## BEGIN Provided material

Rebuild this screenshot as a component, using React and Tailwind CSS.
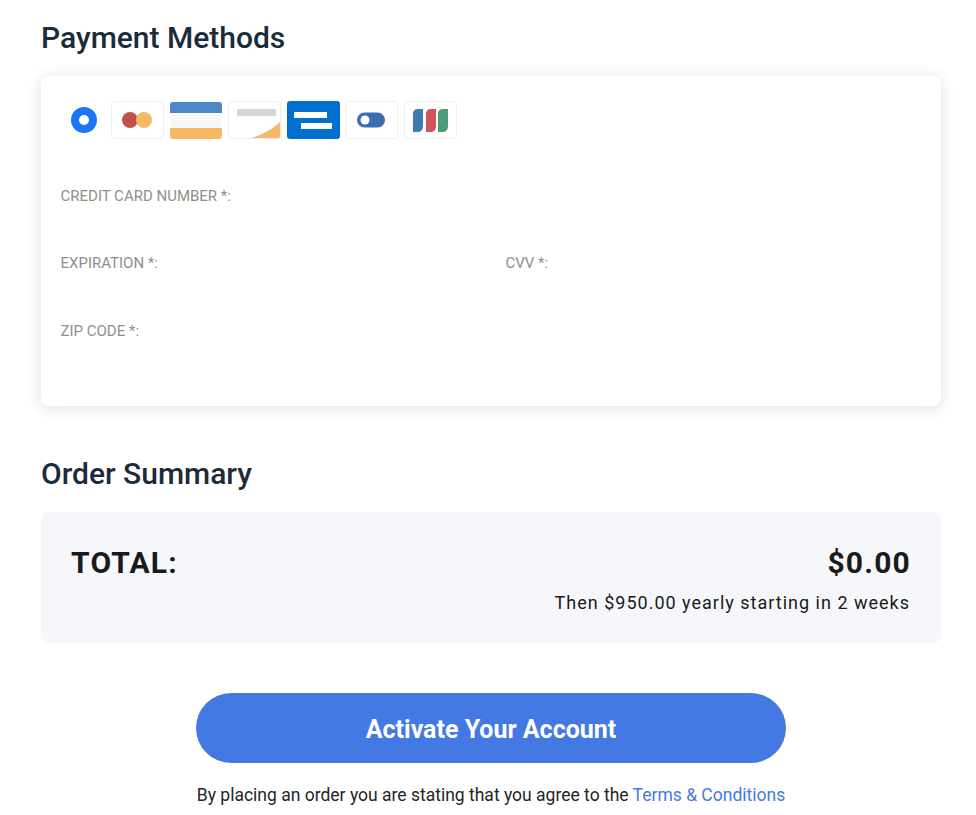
import React from 'react';

const cardBox = 'w-[52.5px] h-[38px] rounded-[3px] border border-[#efefef] bg-white overflow-hidden flex items-center justify-center';

const PaymentIcons = () => (
  <div className="flex items-center gap-[6.2px]">
    {/* mastercard */}
    <div className={cardBox}>
      <svg width="32" height="18" viewBox="0 0 32 18">
        <circle cx="9" cy="9" r="8" fill="#c0514d" />
        <circle cx="23" cy="9" r="8" fill="#f6b766" />
      </svg>
    </div>
    {/* visa */}
    <div className="w-[52.5px] h-[37px] rounded-[3px] overflow-hidden flex flex-col">
      <div className="h-[11px] bg-[#4f86c6]" />
      <div className="flex-1 bg-[#f8f8f8]" />
      <div className="h-[11px] bg-[#f6b766]" />
    </div>
    {/* discover */}
    <div className={cardBox}>
      <svg width="50" height="36" viewBox="0 0 50 36">
        <rect x="7" y="7" width="39" height="7" fill="#d6d6d6" />
        <path d="M21 36 C33 33 44 26 51 19 L51 36 Z" fill="#f6b766" />
      </svg>
    </div>
    {/* amex */}
    <div className="w-[52.5px] h-[38px] rounded-[3px] bg-[#006fcf] flex items-center justify-center">
      <svg width="52" height="38" viewBox="0 0 52 38">
        <rect x="7" y="11" width="33" height="6" fill="#fff" />
        <rect x="14" y="22" width="31" height="6" fill="#fff" />
      </svg>
    </div>
    {/* diners */}
    <div className={cardBox}>
      <svg width="30" height="16" viewBox="0 0 30 16">
        <rect x="0" y="0.5" width="28" height="15" rx="7.5" fill="#3a6cb0" />
        <circle cx="8" cy="8" r="4.5" fill="#fff" />
      </svg>
    </div>
    {/* jcb */}
    <div className={cardBox}>
      <svg width="36" height="23" viewBox="0 0 36 23">
        <path d="M5 0 H10 V17 Q10 23 4 23 H0 V5 Q0 0 5 0 Z" fill="#4179ae" />
        <path d="M18 0 H23 V17 Q23 23 17 23 H13 V5 Q13 0 18 0 Z" fill="#d0545b" />
        <path d="M30 0 H35 V17 Q35 23 29 23 H25 V5 Q25 0 30 0 Z" fill="#4b9a78" />
      </svg>
    </div>
  </div>
);

export default function App() {
  return (
    <div className="w-[976px] h-[815px] overflow-hidden bg-white pl-[41px] pr-[35px] font-['Roboto',sans-serif]">
      <h2 className="pt-[20px] text-[30px] leading-[36px] font-medium text-[#1c2b3a]">Payment Methods</h2>

      <div className="mt-[20px] h-[330px] rounded-lg bg-white pl-[19.5px] pr-5 pt-[25px] shadow-[0_2px_14px_rgba(40,60,90,0.16)]">
        <div className="flex items-center gap-[14px] pl-[10.5px]">
          <span className="w-[26px] h-[26px] rounded-full bg-[#1a76f2] flex items-center justify-center">
            <span className="w-[10px] h-[10px] rounded-full bg-white" />
          </span>
          <PaymentIcons />
        </div>

        <div className="mt-[47px] text-[15px] leading-5 text-[#8f8f8a]">CREDIT CARD NUMBER *:</div>
        <div className="mt-[47px] grid grid-cols-[445px_1fr] text-[15px] leading-5 text-[#8f8f8a]">
          <div>EXPIRATION *:</div>
          <div>CVV *:</div>
        </div>
        <div className="mt-[48px] text-[15px] leading-5 text-[#8f8f8a]">ZIP CODE *:</div>
      </div>

      <h2 className="mt-[50px] text-[30px] leading-[36px] font-medium text-[#1c2b3a]">Order Summary</h2>

      <div className="mt-[20px] h-[131px] rounded-lg bg-[#f6f7fb] px-[30px] pt-[31px] text-[#1a1a1a]">
        <div className="flex justify-between text-[30px] leading-[40px] font-bold tracking-[1.2px]">
          <span>TOTAL:</span>
          <span>$0.00</span>
        </div>
        <div className="mt-[8px] pr-px text-right text-[18px] leading-6 tracking-[1px]">Then $950.00 yearly starting in 2 weeks</div>
      </div>

      <div className="mt-[50px] flex justify-center">
        <button className="w-[590px] h-[70px] rounded-full bg-[#4479e4] pt-[3px] text-white text-[25px] font-bold">
          Activate Your Account
        </button>
      </div>

      <p className="mt-[19px] text-center text-[17.5px] leading-[26px] text-[#252525]">
        By placing an order you are stating that you agree to the <span className="text-[#4479e4]">Terms &amp; Conditions</span>
      </p>
    </div>
  );
}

## END Provided material

**Task directions:** Skip every picture and transcribe the data above exactly.

**Written response:**
Rebuild this screenshot as a component, using React and Tailwind CSS.
import React from 'react';

const cardBox = 'w-[52.5px] h-[38px] rounded-[3px] border border-[#efefef] bg-white overflow-hidden flex items-center justify-center';

const PaymentIcons = () => (
  <div className="flex items-center gap-[6.2px]">
    {/* mastercard */}
    <div className={cardBox}>
      <svg width="32" height="18" viewBox="0 0 32 18">
        <circle cx="9" cy="9" r="8" fill="#c0514d" />
        <circle cx="23" cy="9" r="8" fill="#f6b766" />
      </svg>
    </div>
    {/* visa */}
    <div className="w-[52.5px] h-[37px] rounded-[3px] overflow-hidden flex flex-col">
      <div className="h-[11px] bg-[#4f86c6]" />
      <div className="flex-1 bg-[#f8f8f8]" />
      <div className="h-[11px] bg-[#f6b766]" />
    </div>
    {/* discover */}
    <div className={cardBox}>
      <svg width="50" height="36" viewBox="0 0 50 36">
        <rect x="7" y="7" width="39" height="7" fill="#d6d6d6" />
        <path d="M21 36 C33 33 44 26 51 19 L51 36 Z" fill="#f6b766" />
      </svg>
    </div>
    {/* amex */}
    <div className="w-[52.5px] h-[38px] rounded-[3px] bg-[#006fcf] flex items-center justify-center">
      <svg width="52" height="38" viewBox="0 0 52 38">
        <rect x="7" y="11" width="33" height="6" fill="#fff" />
        <rect x="14" y="22" width="31" height="6" fill="#fff" />
      </svg>
    </div>
    {/* diners */}
    <div className={cardBox}>
      <svg width="30" height="16" viewBox="0 0 30 16">
        <rect x="0" y="0.5" width="28" height="15" rx="7.5" fill="#3a6cb0" />
        <circle cx="8" cy="8" r="4.5" fill="#fff" />
      </svg>
    </div>
    {/* jcb */}
    <div className={cardBox}>
      <svg width="36" height="23" viewBox="0 0 36 23">
        <path d="M5 0 H10 V17 Q10 23 4 23 H0 V5 Q0 0 5 0 Z" fill="#4179ae" />
        <path d="M18 0 H23 V17 Q23 23 17 23 H13 V5 Q13 0 18 0 Z" fill="#d0545b" />
        <path d="M30 0 H35 V17 Q35 23 29 23 H25 V5 Q25 0 30 0 Z" fill="#4b9a78" />
      </svg>
    </div>
  </div>
);

export default function App() {
  return (
    <div className="w-[976px] h-[815px] overflow-hidden bg-white pl-[41px] pr-[35px] font-['Roboto',sans-serif]">
      <h2 className="pt-[20px] text-[30px] leading-[36px] font-medium text-[#1c2b3a]">Payment Methods</h2>

      <div className="mt-[20px] h-[330px] rounded-lg bg-white pl-[19.5px] pr-5 pt-[25px] shadow-[0_2px_14px_rgba(40,60,90,0.16)]">
        <div className="flex items-center gap-[14px] pl-[10.5px]">
          <span className="w-[26px] h-[26px] rounded-full bg-[#1a76f2] flex items-center justify-center">
            <span className="w-[10px] h-[10px] rounded-full bg-white" />
          </span>
          <PaymentIcons />
        </div>

        <div className="mt-[47px] text-[15px] leading-5 text-[#8f8f8a]">CREDIT CARD NUMBER *:</div>
        <div className="mt-[47px] grid grid-cols-[445px_1fr] text-[15px] leading-5 text-[#8f8f8a]">
          <div>EXPIRATION *:</div>
          <div>CVV *:</div>
        </div>
        <div className="mt-[48px] text-[15px] leading-5 text-[#8f8f8a]">ZIP CODE *:</div>
      </div>

      <h2 className="mt-[50px] text-[30px] leading-[36px] font-medium text-[#1c2b3a]">Order Summary</h2>

      <div className="mt-[20px] h-[131px] rounded-lg bg-[#f6f7fb] px-[30px] pt-[31px] text-[#1a1a1a]">
        <div className="flex justify-between text-[30px] leading-[40px] font-bold tracking-[1.2px]">
          <span>TOTAL:</span>
          <span>$0.00</span>
        </div>
        <div className="mt-[8px] pr-px text-right text-[18px] leading-6 tracking-[1px]">Then $950.00 yearly starting in 2 weeks</div>
      </div>

      <div className="mt-[50px] flex justify-center">
        <button className="w-[590px] h-[70px] rounded-full bg-[#4479e4] pt-[3px] text-white text-[25px] font-bold">
          Activate Your Account
        </button>
      </div>

      <p className="mt-[19px] text-center text-[17.5px] leading-[26px] text-[#252525]">
        By placing an order you are stating that you agree to the <span className="text-[#4479e4]">Terms &amp; Conditions</span>
      </p>
    </div>
  );
}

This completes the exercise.